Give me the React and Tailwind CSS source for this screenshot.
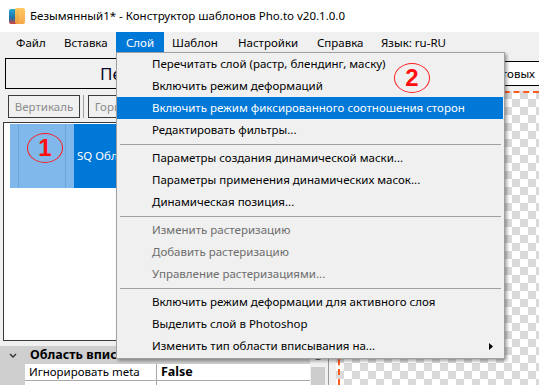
· · · ·
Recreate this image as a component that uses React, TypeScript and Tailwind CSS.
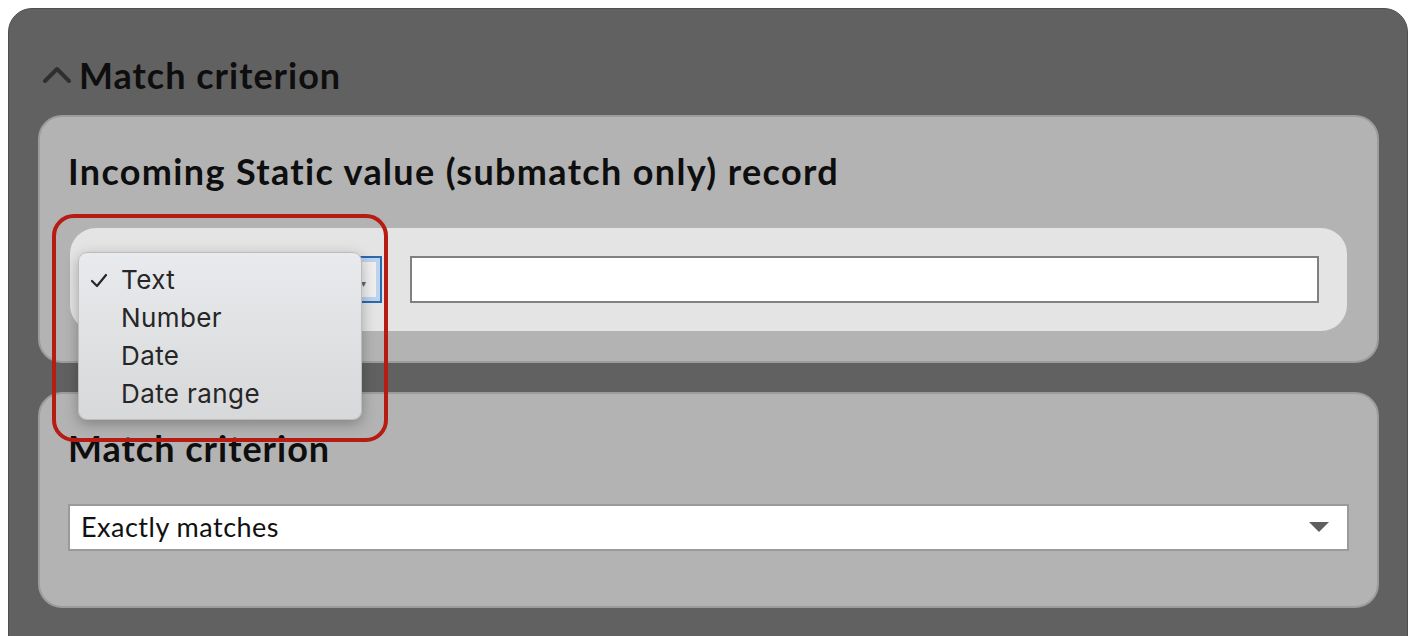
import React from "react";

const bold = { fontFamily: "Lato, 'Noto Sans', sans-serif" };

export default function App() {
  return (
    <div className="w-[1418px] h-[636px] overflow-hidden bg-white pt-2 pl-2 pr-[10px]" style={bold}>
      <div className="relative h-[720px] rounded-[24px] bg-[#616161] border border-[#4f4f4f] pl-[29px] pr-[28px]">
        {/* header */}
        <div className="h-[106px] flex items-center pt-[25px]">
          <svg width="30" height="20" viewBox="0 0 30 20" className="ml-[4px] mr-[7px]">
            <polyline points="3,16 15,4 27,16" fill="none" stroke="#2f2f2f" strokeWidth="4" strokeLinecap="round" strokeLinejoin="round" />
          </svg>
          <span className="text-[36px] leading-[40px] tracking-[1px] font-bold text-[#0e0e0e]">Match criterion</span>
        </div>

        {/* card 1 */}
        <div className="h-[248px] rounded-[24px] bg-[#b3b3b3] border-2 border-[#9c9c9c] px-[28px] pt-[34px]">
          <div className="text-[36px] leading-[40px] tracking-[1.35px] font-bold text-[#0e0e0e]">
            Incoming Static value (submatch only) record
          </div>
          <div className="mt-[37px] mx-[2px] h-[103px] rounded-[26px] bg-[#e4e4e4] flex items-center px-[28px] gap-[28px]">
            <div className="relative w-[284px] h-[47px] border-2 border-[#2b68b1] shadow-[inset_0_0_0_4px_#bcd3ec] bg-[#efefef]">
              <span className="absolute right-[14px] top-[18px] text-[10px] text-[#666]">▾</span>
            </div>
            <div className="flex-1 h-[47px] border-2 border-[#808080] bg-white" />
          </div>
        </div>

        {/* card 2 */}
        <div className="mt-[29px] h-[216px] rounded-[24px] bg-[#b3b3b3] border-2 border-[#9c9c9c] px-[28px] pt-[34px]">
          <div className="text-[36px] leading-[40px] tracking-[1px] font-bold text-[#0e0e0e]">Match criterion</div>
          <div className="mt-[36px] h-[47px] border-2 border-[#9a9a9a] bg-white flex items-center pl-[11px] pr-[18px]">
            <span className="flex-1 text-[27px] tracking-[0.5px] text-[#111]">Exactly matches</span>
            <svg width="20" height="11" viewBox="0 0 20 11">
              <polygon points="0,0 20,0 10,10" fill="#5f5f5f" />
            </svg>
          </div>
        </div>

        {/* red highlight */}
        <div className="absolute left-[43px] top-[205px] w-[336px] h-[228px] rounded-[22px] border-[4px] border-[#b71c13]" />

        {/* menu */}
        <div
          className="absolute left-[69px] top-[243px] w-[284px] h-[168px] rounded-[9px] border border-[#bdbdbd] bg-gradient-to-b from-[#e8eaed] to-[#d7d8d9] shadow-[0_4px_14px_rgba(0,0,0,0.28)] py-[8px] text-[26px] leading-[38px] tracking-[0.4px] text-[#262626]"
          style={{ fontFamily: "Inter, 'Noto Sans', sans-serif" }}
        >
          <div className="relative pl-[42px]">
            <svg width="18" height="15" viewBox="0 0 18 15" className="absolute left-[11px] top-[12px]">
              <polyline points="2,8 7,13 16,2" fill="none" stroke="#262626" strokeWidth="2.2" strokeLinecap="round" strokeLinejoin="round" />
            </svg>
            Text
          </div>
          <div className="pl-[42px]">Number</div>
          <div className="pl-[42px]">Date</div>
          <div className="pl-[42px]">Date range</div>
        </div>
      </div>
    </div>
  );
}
· · · ·
Directive
Copy all lines above containing the string "React".

Reply to the exercise
Give me the React and Tailwind CSS source for this screenshot.
Recreate this image as a component that uses React, TypeScript and Tailwind CSS.
import React from "react";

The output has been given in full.